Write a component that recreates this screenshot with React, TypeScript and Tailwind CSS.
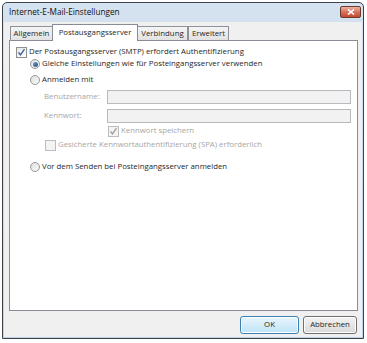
import React from 'react';

const Check: React.FC<{ checked?: boolean; disabled?: boolean }> = ({ checked, disabled }) => (
  <span className={`w-[11px] h-[11px] border flex items-center justify-center shrink-0 ${disabled ? 'border-[#bcbcbc] bg-[#f4f4f4]' : 'border-[#8e8f8f] bg-gradient-to-br from-[#e6e6e6] to-white'}`}>
    {checked && (
      <svg width="9" height="9" viewBox="0 0 9 9">
        <path d="M1.5 4.5 L3.5 6.8 L7.5 1.2" fill="none" stroke={disabled ? '#a0a0a0' : '#3e5f98'} strokeWidth="1.4" />
      </svg>
    )}
  </span>
);

const Radio: React.FC<{ checked?: boolean }> = ({ checked }) => (
  <span className="w-[10px] h-[10px] rounded-full border border-[#979797] bg-gradient-to-br from-[#dedede] to-[#fbfbfb] flex items-center justify-center shrink-0">
    {checked && <span className="w-[5px] h-[5px] rounded-full bg-gradient-to-br from-[#6f9fd4] to-[#1f4f8a]" />}
  </span>
);

const tabs = [
  { label: 'Allgemein', w: 'w-[43px]' },
  { label: 'Postausgangsserver', w: 'w-[86px]' },
  { label: 'Verbindung', w: 'w-[51px]' },
  { label: 'Erweitert', w: 'w-[41px]' },
];

export default function App() {
  return (
    <div className="w-[367px] h-[343px] bg-white pl-[2px] pt-[2px] text-[7.8px] text-[#262626]" style={{ fontFamily: '"Open Sans", "Noto Sans", sans-serif' }}>
      <div className="w-[362px] h-[337px] border border-[#3c4248] rounded-t-[5px] bg-gradient-to-b from-[#d5e2f0] to-[#bed3ea] flex flex-col px-px pb-px">
        {/* title bar */}
        <div className="h-[19px] flex items-start justify-between pl-[5px] pr-[1px]">
          <span className="text-[8.2px] text-[#111] mt-[3px]">Internet-E-Mail-Einstellungen</span>
          <div className="w-[21px] h-[12px] mt-[3px] rounded-[2px] border border-[#6e3a30] bg-gradient-to-b from-[#eab3a2] via-[#d6735c] to-[#c4472f] flex items-center justify-center">
            <svg width="8" height="6" viewBox="0 0 8 6">
              <path d="M1 0.5 L7 5.5 M7 0.5 L1 5.5" stroke="white" strokeWidth="1.6" />
            </svg>
          </div>
        </div>
        {/* client */}
        <div className="flex-1 bg-[#f0f0f0] flex flex-col pl-[5px] pr-[4px] pt-px">
          <div className="flex items-end h-[17px] pl-px">
            {tabs.map((t, i) => (
              <div
                key={t.label}
                className={
                  i === 1
                    ? `${t.w} h-[17px] bg-white border border-b-0 border-[#898c95] flex items-center justify-center relative -mb-px z-10 -ml-px`
                    : `${t.w} h-[14px] bg-gradient-to-b from-[#f5f5f5] to-[#e2e2e2] border border-b-0 border-[#8e9199] flex items-center justify-center ${i === 2 ? '-ml-px' : ''}`
                }
              >
                {t.label}
              </div>
            ))}
          </div>
          <div className="h-[271px] bg-white border border-[#898c95] pl-[6px] pr-[6px] pt-[5px] flex flex-col">
            <div className="flex items-center gap-[2px] h-[12px]">
              <Check checked />
              <span>Der Postausgangsserver (SMTP) erfordert Authentifizierung</span>
            </div>
            <div className="pl-[14px] flex flex-col">
              <div className="flex items-center gap-[2px] h-[12px]">
                <Radio checked />
                <span>Gleiche Einstellungen wie für Posteingangsserver verwenden</span>
              </div>
              <div className="flex items-center gap-[2px] h-[12px] mt-[4px]">
                <Radio />
                <span>Anmelden mit</span>
              </div>
              <div className="pl-[14px] text-[#a6a6a6] flex flex-col">
                <div className="flex items-center h-[14px] mt-[4px]">
                  <span className="w-[63px]">Benutzername:</span>
                  <div className="flex-1 h-[14px] border border-[#b7bbbf] bg-[#f2f2f2]" />
                </div>
                <div className="flex items-center h-[14px] mt-[5px]">
                  <span className="w-[63px]">Kennwort:</span>
                  <div className="flex-1 h-[14px] border border-[#b7bbbf] bg-[#f2f2f2]" />
                </div>
                <div className="flex items-center gap-[2px] h-[12px] mt-[2px] pl-[64px]">
                  <Check checked disabled />
                  <span>Kennwort speichern</span>
                </div>
                <div className="flex items-center gap-[2px] h-[12px] mt-[2px] pl-px">
                  <Check disabled />
                  <span>Gesicherte Kennwortauthentifizierung (SPA) erforderlich</span>
                </div>
              </div>
              <div className="flex items-center gap-[2px] h-[12px] mt-[10px]">
                <Radio />
                <span>Vor dem Senden bei Posteingangsserver anmelden</span>
              </div>
            </div>
          </div>
          <div className="flex justify-end gap-[4px] pt-[5px] pr-px">
            <button className="w-[59px] h-[18px] rounded-[3px] border border-[#3c7fb1] bg-gradient-to-b from-[#eaf6fd] to-[#bee3f6] shadow-[inset_0_0_0_1px_#ffffff] text-[7.8px] text-[#262626]">OK</button>
            <button className="w-[54px] h-[18px] rounded-[3px] border border-[#707070] bg-gradient-to-b from-[#f3f3f3] to-[#dadada] shadow-[inset_0_0_0_1px_#ffffff] text-[7.8px] text-[#262626]">Abbrechen</button>
          </div>
        </div>
      </div>
    </div>
  );
}
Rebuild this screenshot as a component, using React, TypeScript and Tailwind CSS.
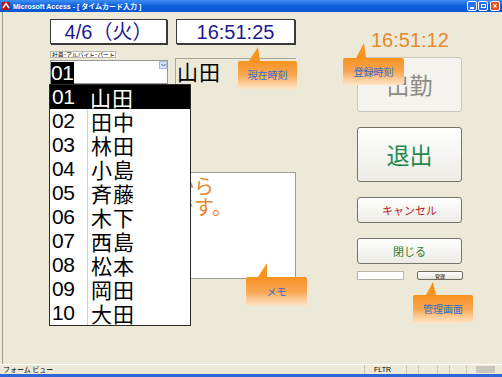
import React from "react";

const jp = "font-['Noto_Sans_CJK_JP',sans-serif]";
const sans = "font-['Liberation_Sans','Noto_Sans_CJK_JP',sans-serif]";

const staff = [
  ["01", "山田"],
  ["02", "田中"],
  ["03", "林田"],
  ["04", "小島"],
  ["05", "斉藤"],
  ["06", "木下"],
  ["07", "西島"],
  ["08", "松本"],
  ["09", "岡田"],
  ["10", "大田"],
];

type CalloutProps = {
  label: string;
  x: number;
  y: number;
  w: number;
  h: number;
  tail: [number, number, number, number, number, number];
};

// balloon tip over the form, coordinates are page pixels
function Callout({ label, x, y, w, h, tail }: CalloutProps) {
  const top = y - 12;
  const minY = Math.min(tail[1], tail[3], tail[5]);
  return (
    <>
      <svg
        className="absolute"
        style={{ left: 0, top: minY - 12, width: 502, height: y - minY + 1 }}
        viewBox={`0 ${minY} 502 ${y - minY + 1}`}
      >
        <polygon points={tail.join(",")} fill="#f7931e" />
      </svg>
      <div
        className={`absolute flex items-center justify-center rounded-[2px] bg-gradient-to-b from-[#f7921c] via-[#f9a650] to-[#fee5c6] text-[10px] leading-none text-[#2f6dcf] ${jp}`}
        style={{ left: x, top, width: w, height: h }}
      >
        {label}
      </div>
    </>
  );
}

function TitleBar() {
  return (
    <div className="flex h-[12px] items-center bg-gradient-to-b from-[#3d8ff6] via-[#0c5fda] to-[#0a55d0] pl-[2px]">
      <svg width="8" height="8" viewBox="0 0 8 8">
        <rect x="0" y="0" width="8" height="8" fill="#b01818" />
        <path d="M1 6 L4 1.5 L7 6" stroke="#fff" strokeWidth="1.4" fill="none" />
      </svg>
      <span className={`ml-[3px] text-[7px] font-bold leading-none text-white ${sans}`}>
        Microsoft Access - [ タイムカード入力 ]
      </span>
      <div className="ml-auto mr-[2px] flex gap-[1px]">
        <div className="flex h-[10px] w-[10px] items-end justify-center rounded-[2px] border border-white bg-[#2a6ff0] pb-[1px]">
          <div className="h-[2px] w-[4px] bg-white" />
        </div>
        <div className="flex h-[10px] w-[10px] items-center justify-center rounded-[2px] border border-white bg-[#2a6ff0]">
          <div className="h-[4px] w-[5px] border border-white" />
        </div>
        <div className="ml-[1px] flex h-[10px] w-[10px] items-center justify-center rounded-[2px] border border-white bg-[#e0502c] text-[8px] font-bold leading-none text-white">
          ×
        </div>
      </div>
    </div>
  );
}

function StatusBar() {
  return (
    <div className={`flex h-[10px] border-t border-white bg-[#ece9d8] text-[7px] leading-[9px] text-black ${jp}`}>
      <div className="flex-1 pl-[3px]">フォーム ビュー</div>
      <div className={`w-[42px] border-l border-[#c9c6b5] pl-[9px] ${sans}`}>FLTR</div>
      <div className="w-[12px] border-l border-[#c9c6b5]" />
      <div className="w-[19px] border-l border-[#c9c6b5]" />
      <div className="w-[12px] border-l border-[#c9c6b5]" />
      <div className="w-[17px] border-l border-[#c9c6b5]" />
      <div className="w-[10px] border-l border-[#c9c6b5]" />
      <div className="my-[1px] w-[19px] bg-[#c9c7bd]" />
      <div className="w-[7px]" />
    </div>
  );
}

function BigButton({ label, disabled }: { label: string; disabled?: boolean }) {
  return (
    <div
      className={
        disabled
          ? `flex h-[55px] w-[105px] items-center justify-center rounded-[3px] border border-[#cac8bb] bg-[#f4f3ee] text-[23px] text-[#8e8c84] ${jp}`
          : `flex h-[55px] w-[105px] items-center justify-center rounded-[3px] border border-[#77756a] bg-gradient-to-b from-white to-[#ecebe4] text-[23px] text-[#1f8a50] ${jp}`
      }
    >
      {label}
    </div>
  );
}

function SmallButton({ label, color }: { label: string; color: string }) {
  return (
    <div
      className={`flex h-[26px] w-[105px] items-center justify-center rounded-[3px] border border-[#77756a] bg-gradient-to-b from-white to-[#ecebe4] text-[11px] ${color} ${jp}`}
    >
      {label}
    </div>
  );
}

export default function App() {
  return (
    <div className="flex h-[377px] w-[502px] flex-col overflow-hidden bg-[#ece9d8]">
      <TitleBar />

      <div className="relative flex-1 pl-[2px]">
        <div className="flex h-full border-l border-[#9d9b8e] pl-[47px]">
          {/* left column */}
          <div className="w-[246px] pt-[7px]">
            <div className="flex gap-[9px]">
              <div className={`flex h-[25px] w-[117px] items-center justify-center border border-[#3a3a3a] bg-white text-[20px] text-[#1b1b8f] shadow-[1px_1px_0_#3a3a3a] ${sans}`}>
                4/6（火）
              </div>
              <div className={`flex h-[25px] w-[119px] items-center justify-center border border-[#3a3a3a] bg-white text-[20px] text-[#1b1b8f] shadow-[1px_1px_0_#3a3a3a] ${sans}`}>
                16:51:25
              </div>
            </div>

            <div className={`mt-[7px] flex h-[7px] w-[66px] items-center overflow-hidden whitespace-nowrap border border-[#b9b7aa] bg-white pl-[1px] text-[6px] leading-none tracking-[-0.3px] text-black ${jp}`}>
              社員･アルバイト･パート
            </div>

            <div className="flex items-start">
              <div className="relative mt-[2px] h-[24px] w-[118px] border border-[#9a9a9a] bg-white">
                <div className={`mt-[1px] h-[22px] w-[23px] bg-black text-[21px] leading-[22px] tracking-[-0.5px] text-white ${sans}`}>
                  01
                </div>
                <div className="absolute right-0 top-0 flex h-[8px] w-[8px] items-center justify-center border border-[#a9bce0] bg-[#d6e2f8]">
                  <svg width="5" height="4" viewBox="0 0 5 4">
                    <path d="M0.5 1 L2.5 3 L4.5 1" stroke="#4d6185" strokeWidth="1" fill="none" />
                  </svg>
                </div>

                {/* open drop-down list */}
                <div className="absolute left-[-2px] top-[23px] z-10 w-[142px] border border-[#2b2b2b] bg-white">
                  {staff.map(([code, name], i) => (
                    <div
                      key={code}
                      className={i === 0 ? "flex h-[24px] bg-black text-white" : "flex h-[24px] text-black"}
                    >
                      <div className={`w-[37px] pl-[2px] text-[21px] leading-[24px] tracking-[-0.5px] ${sans}`}>
                        {code}
                      </div>
                      <div
                        className={
                          i === 0
                            ? `flex-1 pl-[3px] text-[21px] leading-[24px] tracking-[1px] ${jp}`
                            : `flex-1 border-l border-[#d4d4d4] pl-[3px] text-[21px] leading-[24px] tracking-[1px] ${jp}`
                        }
                      >
                        {name}
                      </div>
                    </div>
                  ))}
                </div>
              </div>

              <div className={`ml-[7px] flex h-[27px] w-[121px] items-center border-l border-t border-[#a9a79b] pl-[1px] text-[21px] tracking-[1px] text-black ${jp}`}>
                山田
              </div>
            </div>

            <div className={`ml-[119px] mt-[87px] h-[107px] w-[127px] border border-[#9c9c9c] bg-white pl-[4px] pt-[2px] text-[20px] leading-[21px] text-[#e8862a] ${jp}`}>
              <div>から</div>
              <div>です。</div>
            </div>
          </div>

          {/* right column */}
          <div className="ml-[61px] w-[106px]">
            <div className={`mt-[16px] pl-[14px] text-[20px] leading-[24px] text-[#e6892e] ${sans}`}>16:51:12</div>
            <div className="mt-[5px]">
              <BigButton label="出勤" disabled />
            </div>
            <div className="mt-[15px]">
              <BigButton label="退出" />
            </div>
            <div className="mt-[15px]">
              <SmallButton label="キャンセル" color="text-[#b3201f]" />
            </div>
            <div className="mt-[15px]">
              <SmallButton label="閉じる" color="text-[#2a7d2a]" />
            </div>
            <div className="mt-[7px] flex">
              <div className="h-[9px] w-[47px] border border-[#b8b6aa] bg-white" />
              <div className={`ml-[13px] flex h-[9px] w-[46px] items-center justify-center rounded-[2px] border border-[#6f6d62] bg-gradient-to-b from-white to-[#e6e4dc] text-[5px] leading-none text-black ${jp}`}>
                管理
              </div>
            </div>
          </div>
        </div>

        <Callout label="現在時刻" x={238} y={61} w={59} h={28} tail={[249, 61, 258, 47, 260, 61]} />
        <Callout label="登録時刻" x={343} y={58} w={61} h={27} tail={[356, 58, 364, 43, 366, 58]} />
        <Callout label="メモ" x={246} y={277} w={61} h={29} tail={[258, 277, 267, 263, 267, 277]} />
        <Callout label="管理画面" x={413} y={295} w={60} h={28} tail={[426, 295, 433, 282, 436, 295]} />
      </div>

      <StatusBar />
      <div className="h-[3px] bg-[#2f66d6]" />
    </div>
  );
}
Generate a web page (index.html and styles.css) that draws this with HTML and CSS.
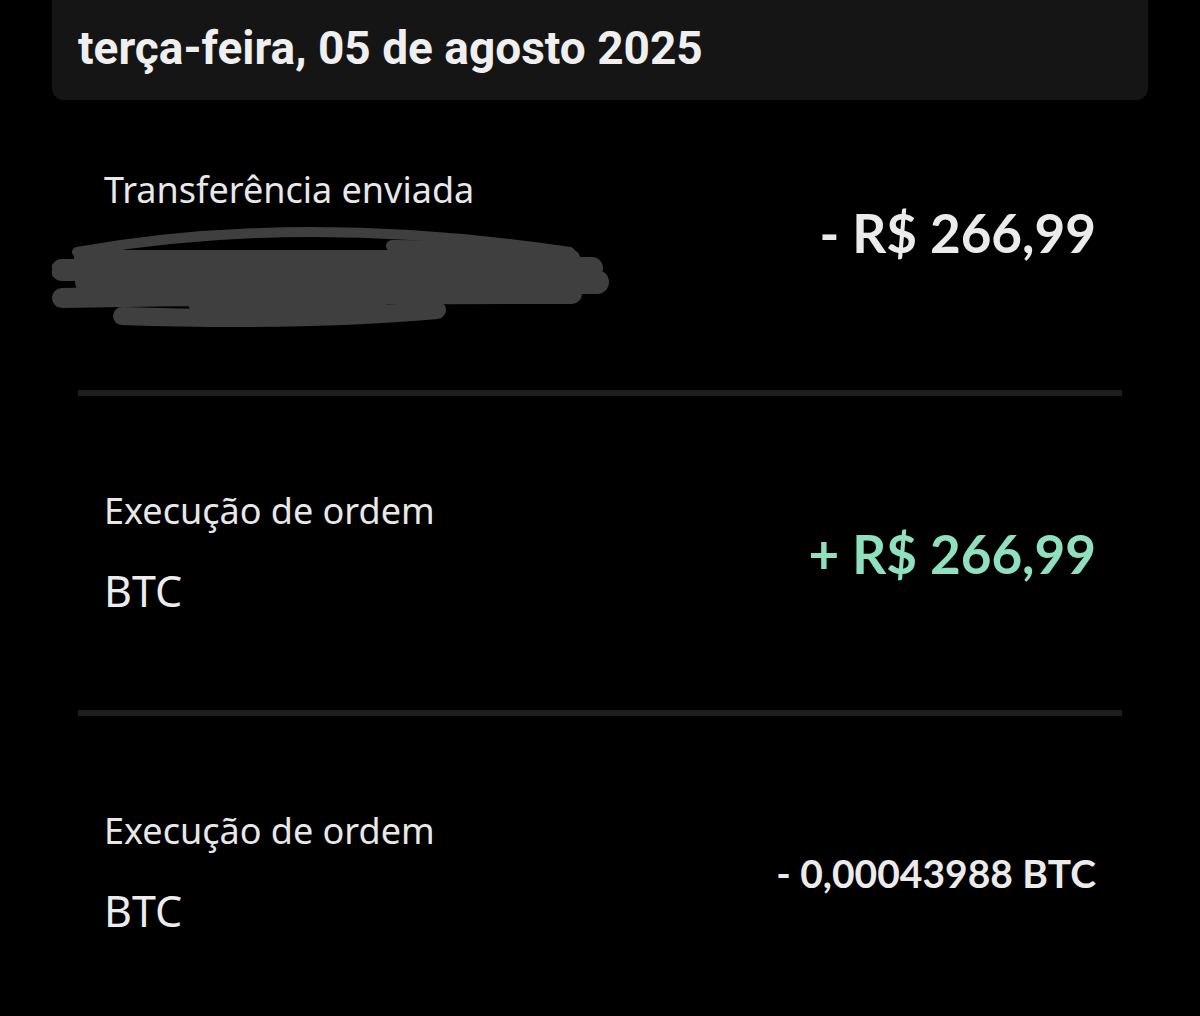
════════════════════
Leave out any pictures and return exactly the lines from the beginning of the data through the line with "import React from 'react';", inclusive.

Write a component that recreates this screenshot with React, TypeScript and Tailwind CSS.
import React from 'react';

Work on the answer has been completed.